Game 3: Sabathia and German. In a preview last week in Detroit, we saw these two pitchers cover 22 outs while allowing two runs. The Yankees like to trust Sabathia on the road. As with Severino and Happ, you flip the lineup with different-sided pitchers.

Game 4: Tanaka and Happ. Boone mentioned that even Tanaka’s role may be as a “floater.” Another right-left tandem.

Game 5: Paxton.

Keep in mind that Boone’s bullpen is so deep and he gets two off days in a five-game series. Sometimes he might not even need the second of the piggyback starters. He could go to his bullpen in the fourth or fifth inning. Dellin Betances has made it back from shoulder trouble and Chad Green has been better over the past two months (.158 average allowed) to make the bullpen even deeper.

How deep is it? The Yankees are 24-0 when Tommy Kahnle, Zack Britton, Adam Ottavino and Aroldis Chapman pitch in the same game. Boone is the only manager this year never to use a reliever three days in a row. And his relievers are so platoon-neutral that Boone doesn’t have to worry much at all about playing match-up:

Yankees Relief Splits, 2019

Pitcher

vs. RHB

vs. LHB

Kahnle

.206

.194

Britton

.196

.154

Ottavino

.169

.237

Chapman

.200

.152

Before the wild-card game last year, when asked about his pitching plans, Boone gave a window into his script when he said, “But obviously with our bullpen and what we’ll have available at our disposal, we’ll also be very aggressive in making moves or trying to set up the best matchups, depending on the game.”

Translation: As long as the game is not one-sided, Boone is not going to ride his starters. What he needs is for his starters to manage the first four or five innings, which is what they failed to do against Boston in the Division Series last year.

But don’t confuse short starts with a losing formula, the way it might have been 20 years ago. As much as we love Sandy Koufax, Bob Gibson, Orel Hershiser, Curt Schilling and Madison Bumgarner, this is a different age. Only a few such horses remain.

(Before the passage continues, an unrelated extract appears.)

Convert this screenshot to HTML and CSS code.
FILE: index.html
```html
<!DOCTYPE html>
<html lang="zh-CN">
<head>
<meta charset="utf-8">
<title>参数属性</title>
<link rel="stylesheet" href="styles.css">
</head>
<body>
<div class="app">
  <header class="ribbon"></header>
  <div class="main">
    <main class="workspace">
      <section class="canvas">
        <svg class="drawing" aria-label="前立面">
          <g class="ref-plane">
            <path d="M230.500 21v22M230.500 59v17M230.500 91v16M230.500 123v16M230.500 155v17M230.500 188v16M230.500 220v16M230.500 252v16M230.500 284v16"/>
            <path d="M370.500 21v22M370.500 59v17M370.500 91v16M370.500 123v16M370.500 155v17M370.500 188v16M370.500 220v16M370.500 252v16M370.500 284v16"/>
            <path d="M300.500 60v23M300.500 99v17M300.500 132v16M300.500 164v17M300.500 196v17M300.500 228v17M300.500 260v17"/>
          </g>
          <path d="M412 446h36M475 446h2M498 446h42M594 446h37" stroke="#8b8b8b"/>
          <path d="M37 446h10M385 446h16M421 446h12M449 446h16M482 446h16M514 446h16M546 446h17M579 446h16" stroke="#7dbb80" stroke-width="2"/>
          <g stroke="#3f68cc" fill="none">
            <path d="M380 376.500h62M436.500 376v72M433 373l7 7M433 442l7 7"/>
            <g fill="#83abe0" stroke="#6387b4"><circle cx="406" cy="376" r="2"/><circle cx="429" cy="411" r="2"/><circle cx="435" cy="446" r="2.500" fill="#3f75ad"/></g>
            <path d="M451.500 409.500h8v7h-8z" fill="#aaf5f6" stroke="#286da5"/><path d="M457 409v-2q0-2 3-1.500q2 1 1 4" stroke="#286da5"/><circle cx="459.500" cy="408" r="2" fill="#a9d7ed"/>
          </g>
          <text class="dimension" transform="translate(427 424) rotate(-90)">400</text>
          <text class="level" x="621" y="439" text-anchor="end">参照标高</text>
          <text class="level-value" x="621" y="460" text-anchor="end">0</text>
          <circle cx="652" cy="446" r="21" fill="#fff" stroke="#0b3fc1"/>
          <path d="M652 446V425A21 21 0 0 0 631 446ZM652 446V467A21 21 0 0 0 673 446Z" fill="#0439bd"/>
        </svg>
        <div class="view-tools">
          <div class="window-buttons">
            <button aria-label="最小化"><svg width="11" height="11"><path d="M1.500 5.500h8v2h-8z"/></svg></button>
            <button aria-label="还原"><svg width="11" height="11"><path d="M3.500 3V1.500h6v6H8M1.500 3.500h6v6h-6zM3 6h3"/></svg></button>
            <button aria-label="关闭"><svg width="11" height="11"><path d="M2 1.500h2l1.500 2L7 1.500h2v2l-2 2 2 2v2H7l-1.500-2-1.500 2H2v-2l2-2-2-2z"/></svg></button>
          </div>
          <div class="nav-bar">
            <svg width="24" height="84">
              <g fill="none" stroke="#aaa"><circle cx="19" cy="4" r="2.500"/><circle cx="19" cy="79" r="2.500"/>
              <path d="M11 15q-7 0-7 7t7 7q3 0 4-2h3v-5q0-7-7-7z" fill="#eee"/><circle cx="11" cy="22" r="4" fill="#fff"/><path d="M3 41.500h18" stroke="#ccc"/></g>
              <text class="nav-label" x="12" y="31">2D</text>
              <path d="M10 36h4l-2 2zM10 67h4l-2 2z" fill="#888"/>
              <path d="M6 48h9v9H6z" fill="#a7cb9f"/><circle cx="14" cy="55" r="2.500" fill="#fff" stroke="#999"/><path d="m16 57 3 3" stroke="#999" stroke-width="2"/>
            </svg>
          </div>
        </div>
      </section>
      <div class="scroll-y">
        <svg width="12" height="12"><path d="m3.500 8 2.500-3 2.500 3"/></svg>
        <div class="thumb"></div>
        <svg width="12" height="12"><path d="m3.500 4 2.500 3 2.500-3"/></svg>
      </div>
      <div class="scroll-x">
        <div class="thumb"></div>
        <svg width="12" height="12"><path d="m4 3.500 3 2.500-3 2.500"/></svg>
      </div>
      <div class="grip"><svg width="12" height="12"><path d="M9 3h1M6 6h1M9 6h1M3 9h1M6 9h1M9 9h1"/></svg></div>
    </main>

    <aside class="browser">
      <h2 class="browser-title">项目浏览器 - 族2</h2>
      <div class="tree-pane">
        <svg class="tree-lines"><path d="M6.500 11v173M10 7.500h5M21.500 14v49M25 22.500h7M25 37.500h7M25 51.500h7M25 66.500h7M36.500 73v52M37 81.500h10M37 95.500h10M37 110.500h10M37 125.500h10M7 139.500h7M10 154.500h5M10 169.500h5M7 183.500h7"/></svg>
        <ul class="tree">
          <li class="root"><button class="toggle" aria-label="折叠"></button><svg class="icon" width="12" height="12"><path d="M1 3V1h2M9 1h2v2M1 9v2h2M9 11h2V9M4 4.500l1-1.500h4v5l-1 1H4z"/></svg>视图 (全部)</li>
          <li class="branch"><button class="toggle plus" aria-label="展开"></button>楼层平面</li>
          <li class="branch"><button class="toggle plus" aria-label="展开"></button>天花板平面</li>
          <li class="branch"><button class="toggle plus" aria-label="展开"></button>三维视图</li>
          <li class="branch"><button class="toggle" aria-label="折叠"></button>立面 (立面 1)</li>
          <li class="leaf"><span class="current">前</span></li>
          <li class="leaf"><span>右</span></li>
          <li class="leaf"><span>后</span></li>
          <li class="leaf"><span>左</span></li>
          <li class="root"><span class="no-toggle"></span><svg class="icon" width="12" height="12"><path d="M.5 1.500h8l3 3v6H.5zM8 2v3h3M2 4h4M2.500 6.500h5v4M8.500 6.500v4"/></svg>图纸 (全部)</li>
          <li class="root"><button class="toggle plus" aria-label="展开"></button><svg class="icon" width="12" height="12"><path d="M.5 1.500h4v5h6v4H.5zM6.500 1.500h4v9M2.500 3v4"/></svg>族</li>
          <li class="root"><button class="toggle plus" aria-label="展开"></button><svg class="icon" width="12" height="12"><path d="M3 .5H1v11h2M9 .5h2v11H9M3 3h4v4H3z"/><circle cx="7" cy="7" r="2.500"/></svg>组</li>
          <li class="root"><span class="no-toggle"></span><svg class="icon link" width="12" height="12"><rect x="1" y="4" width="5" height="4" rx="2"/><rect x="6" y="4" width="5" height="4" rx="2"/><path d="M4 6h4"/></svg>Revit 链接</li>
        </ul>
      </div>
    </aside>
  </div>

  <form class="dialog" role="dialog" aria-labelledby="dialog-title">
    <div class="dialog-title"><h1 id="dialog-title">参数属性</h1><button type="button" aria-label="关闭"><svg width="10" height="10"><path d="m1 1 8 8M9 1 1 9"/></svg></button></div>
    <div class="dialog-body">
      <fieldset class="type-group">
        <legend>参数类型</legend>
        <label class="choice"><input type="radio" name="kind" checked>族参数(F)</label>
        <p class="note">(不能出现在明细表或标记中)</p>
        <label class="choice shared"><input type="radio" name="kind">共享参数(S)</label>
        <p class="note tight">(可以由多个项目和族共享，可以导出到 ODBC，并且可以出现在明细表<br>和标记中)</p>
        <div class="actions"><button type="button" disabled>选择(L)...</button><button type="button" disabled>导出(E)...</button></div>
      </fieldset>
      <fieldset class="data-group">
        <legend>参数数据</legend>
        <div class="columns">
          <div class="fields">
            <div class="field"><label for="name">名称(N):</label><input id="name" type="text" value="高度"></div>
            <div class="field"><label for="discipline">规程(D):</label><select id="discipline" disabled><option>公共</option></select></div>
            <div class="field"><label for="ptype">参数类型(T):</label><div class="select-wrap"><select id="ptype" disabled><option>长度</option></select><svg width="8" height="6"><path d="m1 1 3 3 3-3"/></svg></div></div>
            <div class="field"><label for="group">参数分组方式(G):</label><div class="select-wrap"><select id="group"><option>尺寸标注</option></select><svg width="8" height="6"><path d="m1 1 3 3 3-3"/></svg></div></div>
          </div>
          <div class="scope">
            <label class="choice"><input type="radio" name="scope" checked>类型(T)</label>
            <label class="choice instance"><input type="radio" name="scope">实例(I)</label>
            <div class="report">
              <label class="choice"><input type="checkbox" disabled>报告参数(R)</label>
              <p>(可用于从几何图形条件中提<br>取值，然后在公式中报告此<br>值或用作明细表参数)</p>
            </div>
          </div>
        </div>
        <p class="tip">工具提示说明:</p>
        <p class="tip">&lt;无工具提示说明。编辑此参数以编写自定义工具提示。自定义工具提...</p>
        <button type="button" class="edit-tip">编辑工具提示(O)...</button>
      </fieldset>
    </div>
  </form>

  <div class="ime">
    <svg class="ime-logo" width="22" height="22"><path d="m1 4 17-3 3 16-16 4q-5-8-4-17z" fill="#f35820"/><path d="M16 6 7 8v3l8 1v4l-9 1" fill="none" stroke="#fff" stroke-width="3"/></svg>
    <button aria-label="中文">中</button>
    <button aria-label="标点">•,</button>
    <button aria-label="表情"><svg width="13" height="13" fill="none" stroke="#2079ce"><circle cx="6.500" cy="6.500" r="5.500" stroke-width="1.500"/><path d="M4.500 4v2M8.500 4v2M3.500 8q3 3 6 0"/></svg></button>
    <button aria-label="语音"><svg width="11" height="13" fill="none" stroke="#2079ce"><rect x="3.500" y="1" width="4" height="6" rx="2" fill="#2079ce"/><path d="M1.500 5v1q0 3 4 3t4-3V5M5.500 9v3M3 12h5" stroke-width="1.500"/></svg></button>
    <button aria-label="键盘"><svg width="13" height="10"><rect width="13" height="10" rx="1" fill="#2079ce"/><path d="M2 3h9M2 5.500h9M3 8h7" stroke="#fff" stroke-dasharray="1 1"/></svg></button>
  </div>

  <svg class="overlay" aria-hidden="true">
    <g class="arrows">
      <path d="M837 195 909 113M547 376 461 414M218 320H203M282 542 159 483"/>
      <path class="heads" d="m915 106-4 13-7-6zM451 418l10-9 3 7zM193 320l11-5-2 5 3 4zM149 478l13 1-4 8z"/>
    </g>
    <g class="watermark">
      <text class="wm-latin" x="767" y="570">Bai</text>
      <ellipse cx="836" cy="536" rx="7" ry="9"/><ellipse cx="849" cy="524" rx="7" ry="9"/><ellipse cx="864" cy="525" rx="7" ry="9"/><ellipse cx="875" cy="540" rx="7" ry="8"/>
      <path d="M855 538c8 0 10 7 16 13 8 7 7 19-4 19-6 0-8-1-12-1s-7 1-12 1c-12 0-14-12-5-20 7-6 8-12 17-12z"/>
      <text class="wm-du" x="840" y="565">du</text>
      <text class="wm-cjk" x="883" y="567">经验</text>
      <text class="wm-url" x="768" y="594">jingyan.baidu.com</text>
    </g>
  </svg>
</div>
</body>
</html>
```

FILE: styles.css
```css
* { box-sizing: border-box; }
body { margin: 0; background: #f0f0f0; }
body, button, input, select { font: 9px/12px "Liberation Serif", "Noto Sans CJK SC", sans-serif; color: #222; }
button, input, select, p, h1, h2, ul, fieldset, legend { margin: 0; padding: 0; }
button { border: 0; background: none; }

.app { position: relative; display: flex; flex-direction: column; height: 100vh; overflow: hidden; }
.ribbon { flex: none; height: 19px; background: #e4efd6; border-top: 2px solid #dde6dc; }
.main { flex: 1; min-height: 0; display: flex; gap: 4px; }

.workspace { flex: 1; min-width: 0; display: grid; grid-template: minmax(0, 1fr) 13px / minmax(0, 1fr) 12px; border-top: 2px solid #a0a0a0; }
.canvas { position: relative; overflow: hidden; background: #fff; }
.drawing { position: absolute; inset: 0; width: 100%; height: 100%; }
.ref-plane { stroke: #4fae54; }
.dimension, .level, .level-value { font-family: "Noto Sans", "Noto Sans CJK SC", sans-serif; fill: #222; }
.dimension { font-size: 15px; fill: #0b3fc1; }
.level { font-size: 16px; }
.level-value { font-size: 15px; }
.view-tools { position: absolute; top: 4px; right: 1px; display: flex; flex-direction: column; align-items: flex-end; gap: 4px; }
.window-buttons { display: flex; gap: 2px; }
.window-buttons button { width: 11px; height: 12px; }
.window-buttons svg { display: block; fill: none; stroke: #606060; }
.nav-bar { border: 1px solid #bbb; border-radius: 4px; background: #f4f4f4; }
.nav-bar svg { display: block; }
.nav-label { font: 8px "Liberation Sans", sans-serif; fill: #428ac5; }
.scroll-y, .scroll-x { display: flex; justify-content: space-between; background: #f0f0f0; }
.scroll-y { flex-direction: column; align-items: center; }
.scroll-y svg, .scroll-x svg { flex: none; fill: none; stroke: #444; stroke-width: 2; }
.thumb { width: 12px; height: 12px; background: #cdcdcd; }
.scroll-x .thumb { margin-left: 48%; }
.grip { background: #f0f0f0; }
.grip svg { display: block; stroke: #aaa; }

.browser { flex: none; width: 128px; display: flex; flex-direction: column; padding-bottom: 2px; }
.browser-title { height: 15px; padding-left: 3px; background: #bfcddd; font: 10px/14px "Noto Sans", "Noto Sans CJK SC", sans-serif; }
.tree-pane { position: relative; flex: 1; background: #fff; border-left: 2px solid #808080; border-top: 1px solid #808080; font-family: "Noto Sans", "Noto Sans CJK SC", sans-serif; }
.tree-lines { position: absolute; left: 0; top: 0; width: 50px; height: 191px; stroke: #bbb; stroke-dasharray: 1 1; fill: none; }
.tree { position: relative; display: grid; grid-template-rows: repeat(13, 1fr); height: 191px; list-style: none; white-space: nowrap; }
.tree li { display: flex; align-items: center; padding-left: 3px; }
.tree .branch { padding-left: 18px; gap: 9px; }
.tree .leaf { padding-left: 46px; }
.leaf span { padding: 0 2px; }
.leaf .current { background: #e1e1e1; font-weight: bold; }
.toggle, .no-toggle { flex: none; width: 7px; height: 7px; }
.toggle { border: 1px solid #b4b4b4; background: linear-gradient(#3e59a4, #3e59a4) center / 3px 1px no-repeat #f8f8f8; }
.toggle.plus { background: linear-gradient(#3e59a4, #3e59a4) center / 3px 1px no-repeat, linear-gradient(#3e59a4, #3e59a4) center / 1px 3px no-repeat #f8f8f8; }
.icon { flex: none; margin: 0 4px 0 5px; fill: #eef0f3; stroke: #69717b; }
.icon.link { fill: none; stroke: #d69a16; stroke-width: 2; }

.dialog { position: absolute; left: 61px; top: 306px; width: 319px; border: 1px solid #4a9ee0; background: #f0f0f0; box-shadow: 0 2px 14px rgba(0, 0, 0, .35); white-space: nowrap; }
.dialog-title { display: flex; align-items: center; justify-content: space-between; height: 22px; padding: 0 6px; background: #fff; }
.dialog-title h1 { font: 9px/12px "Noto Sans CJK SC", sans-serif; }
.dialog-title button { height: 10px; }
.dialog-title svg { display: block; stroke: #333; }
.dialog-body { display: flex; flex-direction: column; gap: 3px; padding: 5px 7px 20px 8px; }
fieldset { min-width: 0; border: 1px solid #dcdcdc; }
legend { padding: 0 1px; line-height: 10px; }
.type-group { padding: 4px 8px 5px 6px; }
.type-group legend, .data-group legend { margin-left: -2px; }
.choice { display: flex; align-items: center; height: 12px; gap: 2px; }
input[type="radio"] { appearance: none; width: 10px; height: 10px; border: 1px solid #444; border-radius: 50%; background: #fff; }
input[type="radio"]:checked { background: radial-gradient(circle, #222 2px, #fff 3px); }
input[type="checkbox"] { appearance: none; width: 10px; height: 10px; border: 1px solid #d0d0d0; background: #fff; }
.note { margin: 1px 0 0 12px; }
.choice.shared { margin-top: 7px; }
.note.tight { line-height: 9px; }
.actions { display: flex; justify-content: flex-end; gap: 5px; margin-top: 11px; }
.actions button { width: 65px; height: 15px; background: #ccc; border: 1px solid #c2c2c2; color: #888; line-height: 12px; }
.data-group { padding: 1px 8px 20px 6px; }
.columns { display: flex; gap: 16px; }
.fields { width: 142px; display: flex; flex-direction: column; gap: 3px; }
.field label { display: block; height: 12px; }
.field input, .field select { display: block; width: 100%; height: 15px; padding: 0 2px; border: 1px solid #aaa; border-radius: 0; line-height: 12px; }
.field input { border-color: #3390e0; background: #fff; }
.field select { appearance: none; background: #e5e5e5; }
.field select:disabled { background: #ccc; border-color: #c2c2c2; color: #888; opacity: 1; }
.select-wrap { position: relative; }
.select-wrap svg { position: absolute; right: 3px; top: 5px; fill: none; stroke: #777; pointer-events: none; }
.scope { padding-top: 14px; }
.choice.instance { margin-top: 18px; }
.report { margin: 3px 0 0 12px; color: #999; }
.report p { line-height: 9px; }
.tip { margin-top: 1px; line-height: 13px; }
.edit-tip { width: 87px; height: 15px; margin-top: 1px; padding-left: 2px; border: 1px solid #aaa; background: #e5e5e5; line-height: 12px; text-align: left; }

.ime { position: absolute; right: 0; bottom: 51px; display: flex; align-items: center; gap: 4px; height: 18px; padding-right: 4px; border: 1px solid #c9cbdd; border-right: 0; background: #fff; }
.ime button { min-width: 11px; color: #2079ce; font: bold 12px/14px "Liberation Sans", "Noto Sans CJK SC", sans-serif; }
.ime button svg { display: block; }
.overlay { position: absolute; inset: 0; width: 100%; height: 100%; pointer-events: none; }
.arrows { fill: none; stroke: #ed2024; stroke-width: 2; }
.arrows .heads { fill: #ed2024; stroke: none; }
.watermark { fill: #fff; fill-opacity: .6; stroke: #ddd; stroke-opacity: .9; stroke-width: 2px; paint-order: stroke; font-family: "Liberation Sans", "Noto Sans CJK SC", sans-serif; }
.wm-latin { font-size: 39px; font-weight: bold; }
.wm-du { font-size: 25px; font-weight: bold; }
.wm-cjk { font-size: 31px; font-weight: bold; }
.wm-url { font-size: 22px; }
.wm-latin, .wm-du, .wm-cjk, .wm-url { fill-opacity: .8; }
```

Whether it’s Craig Counsell using an opener; Dave Roberts pulling Rich Hill when the lineup turns over a third time; Alex Cora using starters out of the bullpen; Joe Maddon pulling a starter with less than 100 pitches in 29 of 37 Cubs postseason games; or Boone pulling his ace after four shutout innings with seven strikeouts, managers are playing by new rules of engagement.

The worst mistake now for a manager is to take a starter out too late, not too soon. No starting pitcher has lost a postseason game late since Johnny Cueto of the Giants lost to the Cubs, 1-0, on a Javier Baez eighth-inning homer in Game 2 of the 2016 NLDS–that’s 196 consecutive postseason starts.

The game evolves, so must we. Twenty years ago the Yankees might be in trouble with this postseason rotation. Not now, not with this bullpen.